* [RECORDS PROVIDED]
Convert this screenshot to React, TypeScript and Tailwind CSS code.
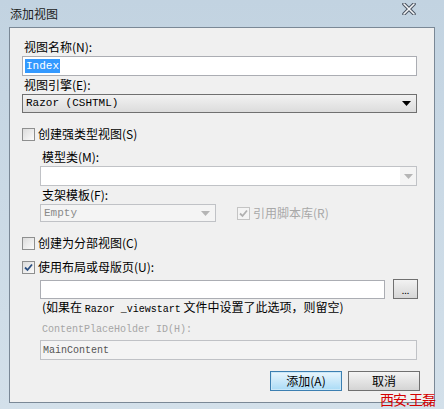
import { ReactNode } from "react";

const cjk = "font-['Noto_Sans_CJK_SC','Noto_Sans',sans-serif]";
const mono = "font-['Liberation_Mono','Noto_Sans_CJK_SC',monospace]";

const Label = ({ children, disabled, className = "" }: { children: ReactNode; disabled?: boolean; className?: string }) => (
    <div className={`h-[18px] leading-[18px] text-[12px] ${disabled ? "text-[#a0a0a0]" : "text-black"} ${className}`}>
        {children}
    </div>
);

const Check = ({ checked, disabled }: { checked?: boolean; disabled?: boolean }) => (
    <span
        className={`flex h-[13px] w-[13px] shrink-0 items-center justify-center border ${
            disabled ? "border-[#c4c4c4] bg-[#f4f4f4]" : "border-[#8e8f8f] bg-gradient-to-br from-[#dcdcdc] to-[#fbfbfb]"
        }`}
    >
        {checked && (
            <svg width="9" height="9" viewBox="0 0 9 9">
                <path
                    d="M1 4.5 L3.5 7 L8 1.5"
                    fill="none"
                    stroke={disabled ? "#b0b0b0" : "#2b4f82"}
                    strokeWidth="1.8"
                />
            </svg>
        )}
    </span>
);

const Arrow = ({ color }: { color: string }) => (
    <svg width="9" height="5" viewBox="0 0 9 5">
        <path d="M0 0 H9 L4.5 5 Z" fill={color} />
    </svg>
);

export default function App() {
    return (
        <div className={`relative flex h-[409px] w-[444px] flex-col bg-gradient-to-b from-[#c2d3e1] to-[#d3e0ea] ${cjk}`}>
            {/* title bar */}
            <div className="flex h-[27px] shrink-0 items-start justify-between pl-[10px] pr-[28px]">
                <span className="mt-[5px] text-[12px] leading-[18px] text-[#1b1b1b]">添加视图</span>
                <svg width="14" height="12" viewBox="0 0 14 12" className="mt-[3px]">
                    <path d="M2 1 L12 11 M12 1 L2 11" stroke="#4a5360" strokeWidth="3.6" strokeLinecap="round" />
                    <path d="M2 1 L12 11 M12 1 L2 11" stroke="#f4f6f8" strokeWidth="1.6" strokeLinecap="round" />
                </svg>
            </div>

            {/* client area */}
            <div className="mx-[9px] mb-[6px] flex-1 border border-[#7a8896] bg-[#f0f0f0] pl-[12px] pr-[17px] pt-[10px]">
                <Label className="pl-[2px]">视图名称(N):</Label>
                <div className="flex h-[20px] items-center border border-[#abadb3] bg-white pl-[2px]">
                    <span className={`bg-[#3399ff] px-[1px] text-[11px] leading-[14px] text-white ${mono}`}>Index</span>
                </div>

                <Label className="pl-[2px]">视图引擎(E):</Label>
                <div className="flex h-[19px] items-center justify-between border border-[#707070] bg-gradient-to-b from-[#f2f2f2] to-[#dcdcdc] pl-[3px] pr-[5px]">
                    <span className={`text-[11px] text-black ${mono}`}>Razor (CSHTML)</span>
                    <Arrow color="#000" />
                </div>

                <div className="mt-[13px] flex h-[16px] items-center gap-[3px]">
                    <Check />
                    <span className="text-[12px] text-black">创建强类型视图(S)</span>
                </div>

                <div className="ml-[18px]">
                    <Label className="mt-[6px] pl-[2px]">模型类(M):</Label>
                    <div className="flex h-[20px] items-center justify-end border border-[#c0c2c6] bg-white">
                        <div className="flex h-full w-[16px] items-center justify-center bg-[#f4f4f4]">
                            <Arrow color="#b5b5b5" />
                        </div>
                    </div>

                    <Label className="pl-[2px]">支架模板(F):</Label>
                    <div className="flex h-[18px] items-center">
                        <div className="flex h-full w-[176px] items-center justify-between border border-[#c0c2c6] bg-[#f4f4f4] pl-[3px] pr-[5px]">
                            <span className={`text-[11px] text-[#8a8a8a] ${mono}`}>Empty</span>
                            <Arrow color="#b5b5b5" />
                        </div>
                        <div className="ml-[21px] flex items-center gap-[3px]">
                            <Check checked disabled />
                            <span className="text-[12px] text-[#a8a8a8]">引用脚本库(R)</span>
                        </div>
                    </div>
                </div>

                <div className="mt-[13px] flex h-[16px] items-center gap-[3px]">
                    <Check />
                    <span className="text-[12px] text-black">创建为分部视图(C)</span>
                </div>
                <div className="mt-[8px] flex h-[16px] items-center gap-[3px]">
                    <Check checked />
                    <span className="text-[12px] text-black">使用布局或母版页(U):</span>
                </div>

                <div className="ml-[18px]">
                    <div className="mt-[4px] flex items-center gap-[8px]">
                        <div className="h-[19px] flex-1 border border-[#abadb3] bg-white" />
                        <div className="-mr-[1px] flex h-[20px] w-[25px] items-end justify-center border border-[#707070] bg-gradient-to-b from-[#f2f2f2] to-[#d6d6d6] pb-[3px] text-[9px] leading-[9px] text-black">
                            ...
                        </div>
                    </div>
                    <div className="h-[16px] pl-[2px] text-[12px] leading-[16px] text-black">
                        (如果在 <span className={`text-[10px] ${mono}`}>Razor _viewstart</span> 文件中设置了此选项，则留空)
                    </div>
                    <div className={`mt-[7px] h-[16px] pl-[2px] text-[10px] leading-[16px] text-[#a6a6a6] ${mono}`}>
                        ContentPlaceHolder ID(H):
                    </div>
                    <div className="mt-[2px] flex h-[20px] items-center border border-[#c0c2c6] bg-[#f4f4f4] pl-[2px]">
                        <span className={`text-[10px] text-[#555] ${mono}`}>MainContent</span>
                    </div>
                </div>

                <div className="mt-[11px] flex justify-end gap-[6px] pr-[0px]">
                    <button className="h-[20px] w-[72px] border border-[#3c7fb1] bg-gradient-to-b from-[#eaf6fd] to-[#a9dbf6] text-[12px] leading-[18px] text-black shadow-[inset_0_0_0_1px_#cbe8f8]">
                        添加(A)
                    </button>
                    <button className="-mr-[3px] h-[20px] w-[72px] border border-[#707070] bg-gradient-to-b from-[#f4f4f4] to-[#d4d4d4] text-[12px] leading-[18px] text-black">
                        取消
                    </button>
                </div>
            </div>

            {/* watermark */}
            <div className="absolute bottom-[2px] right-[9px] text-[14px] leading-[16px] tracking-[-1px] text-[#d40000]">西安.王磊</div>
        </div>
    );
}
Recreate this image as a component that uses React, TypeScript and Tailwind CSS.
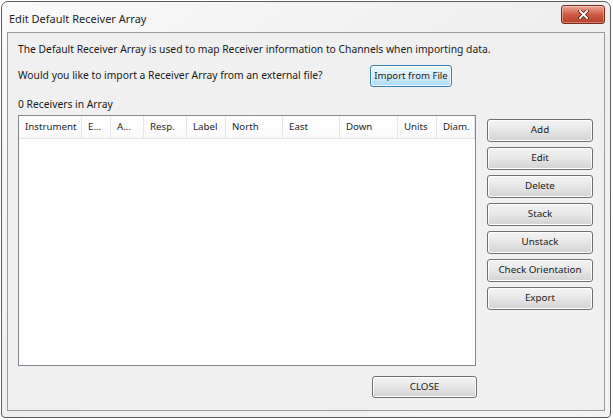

* [TASK DESCRIPTION] Return each line from the material above exactly, but not the pictures.

* [REPLY TO THE TASK]
Convert this screenshot to React, TypeScript and Tailwind CSS code.
import { ReactNode } from "react";

const cjk = "font-['Noto_Sans_CJK_SC','Noto_Sans',sans-serif]";
const mono = "font-['Liberation_Mono','Noto_Sans_CJK_SC',monospace]";

const Label = ({ children, disabled, className = "" }: { children: ReactNode; disabled?: boolean; className?: string }) => (
    <div className={`h-[18px] leading-[18px] text-[12px] ${disabled ? "text-[#a0a0a0]" : "text-black"} ${className}`}>
        {children}
    </div>
);

const Check = ({ checked, disabled }: { checked?: boolean; disabled?: boolean }) => (
    <span
        className={`flex h-[13px] w-[13px] shrink-0 items-center justify-center border ${
            disabled ? "border-[#c4c4c4] bg-[#f4f4f4]" : "border-[#8e8f8f] bg-gradient-to-br from-[#dcdcdc] to-[#fbfbfb]"
        }`}
    >
        {checked && (
            <svg width="9" height="9" viewBox="0 0 9 9">
                <path
                    d="M1 4.5 L3.5 7 L8 1.5"
                    fill="none"
                    stroke={disabled ? "#b0b0b0" : "#2b4f82"}
                    strokeWidth="1.8"
                />
            </svg>
        )}
    </span>
);

const Arrow = ({ color }: { color: string }) => (
    <svg width="9" height="5" viewBox="0 0 9 5">
        <path d="M0 0 H9 L4.5 5 Z" fill={color} />
    </svg>
);

export default function App() {
    return (
        <div className={`relative flex h-[409px] w-[444px] flex-col bg-gradient-to-b from-[#c2d3e1] to-[#d3e0ea] ${cjk}`}>
            {/* title bar */}
            <div className="flex h-[27px] shrink-0 items-start justify-between pl-[10px] pr-[28px]">
                <span className="mt-[5px] text-[12px] leading-[18px] text-[#1b1b1b]">添加视图</span>
                <svg width="14" height="12" viewBox="0 0 14 12" className="mt-[3px]">
                    <path d="M2 1 L12 11 M12 1 L2 11" stroke="#4a5360" strokeWidth="3.6" strokeLinecap="round" />
                    <path d="M2 1 L12 11 M12 1 L2 11" stroke="#f4f6f8" strokeWidth="1.6" strokeLinecap="round" />
                </svg>
            </div>

            {/* client area */}
            <div className="mx-[9px] mb-[6px] flex-1 border border-[#7a8896] bg-[#f0f0f0] pl-[12px] pr-[17px] pt-[10px]">
                <Label className="pl-[2px]">视图名称(N):</Label>
                <div className="flex h-[20px] items-center border border-[#abadb3] bg-white pl-[2px]">
                    <span className={`bg-[#3399ff] px-[1px] text-[11px] leading-[14px] text-white ${mono}`}>Index</span>
                </div>

                <Label className="pl-[2px]">视图引擎(E):</Label>
                <div className="flex h-[19px] items-center justify-between border border-[#707070] bg-gradient-to-b from-[#f2f2f2] to-[#dcdcdc] pl-[3px] pr-[5px]">
                    <span className={`text-[11px] text-black ${mono}`}>Razor (CSHTML)</span>
                    <Arrow color="#000" />
                </div>

                <div className="mt-[13px] flex h-[16px] items-center gap-[3px]">
                    <Check />
                    <span className="text-[12px] text-black">创建强类型视图(S)</span>
                </div>

                <div className="ml-[18px]">
                    <Label className="mt-[6px] pl-[2px]">模型类(M):</Label>
                    <div className="flex h-[20px] items-center justify-end border border-[#c0c2c6] bg-white">
                        <div className="flex h-full w-[16px] items-center justify-center bg-[#f4f4f4]">
                            <Arrow color="#b5b5b5" />
                        </div>
                    </div>

                    <Label className="pl-[2px]">支架模板(F):</Label>
                    <div className="flex h-[18px] items-center">
                        <div className="flex h-full w-[176px] items-center justify-between border border-[#c0c2c6] bg-[#f4f4f4] pl-[3px] pr-[5px]">
                            <span className={`text-[11px] text-[#8a8a8a] ${mono}`}>Empty</span>
                            <Arrow color="#b5b5b5" />
                        </div>
                        <div className="ml-[21px] flex items-center gap-[3px]">
                            <Check checked disabled />
                            <span className="text-[12px] text-[#a8a8a8]">引用脚本库(R)</span>
                        </div>
                    </div>
                </div>

                <div className="mt-[13px] flex h-[16px] items-center gap-[3px]">
                    <Check />
                    <span className="text-[12px] text-black">创建为分部视图(C)</span>
                </div>
                <div className="mt-[8px] flex h-[16px] items-center gap-[3px]">
                    <Check checked />
                    <span className="text-[12px] text-black">使用布局或母版页(U):</span>
                </div>

                <div className="ml-[18px]">
                    <div className="mt-[4px] flex items-center gap-[8px]">
                        <div className="h-[19px] flex-1 border border-[#abadb3] bg-white" />
                        <div className="-mr-[1px] flex h-[20px] w-[25px] items-end justify-center border border-[#707070] bg-gradient-to-b from-[#f2f2f2] to-[#d6d6d6] pb-[3px] text-[9px] leading-[9px] text-black">
                            ...
                        </div>
                    </div>
                    <div className="h-[16px] pl-[2px] text-[12px] leading-[16px] text-black">
                        (如果在 <span className={`text-[10px] ${mono}`}>Razor _viewstart</span> 文件中设置了此选项，则留空)
                    </div>
                    <div className={`mt-[7px] h-[16px] pl-[2px] text-[10px] leading-[16px] text-[#a6a6a6] ${mono}`}>
                        ContentPlaceHolder ID(H):
                    </div>
                    <div className="mt-[2px] flex h-[20px] items-center border border-[#c0c2c6] bg-[#f4f4f4] pl-[2px]">
                        <span className={`text-[10px] text-[#555] ${mono}`}>MainContent</span>
                    </div>
                </div>

                <div className="mt-[11px] flex justify-end gap-[6px] pr-[0px]">
                    <button className="h-[20px] w-[72px] border border-[#3c7fb1] bg-gradient-to-b from-[#eaf6fd] to-[#a9dbf6] text-[12px] leading-[18px] text-black shadow-[inset_0_0_0_1px_#cbe8f8]">
                        添加(A)
                    </button>
                    <button className="-mr-[3px] h-[20px] w-[72px] border border-[#707070] bg-gradient-to-b from-[#f4f4f4] to-[#d4d4d4] text-[12px] leading-[18px] text-black">
                        取消
                    </button>
                </div>
            </div>

            {/* watermark */}
            <div className="absolute bottom-[2px] right-[9px] text-[14px] leading-[16px] tracking-[-1px] text-[#d40000]">西安.王磊</div>
        </div>
    );
}
Recreate this image as a component that uses React, TypeScript and Tailwind CSS.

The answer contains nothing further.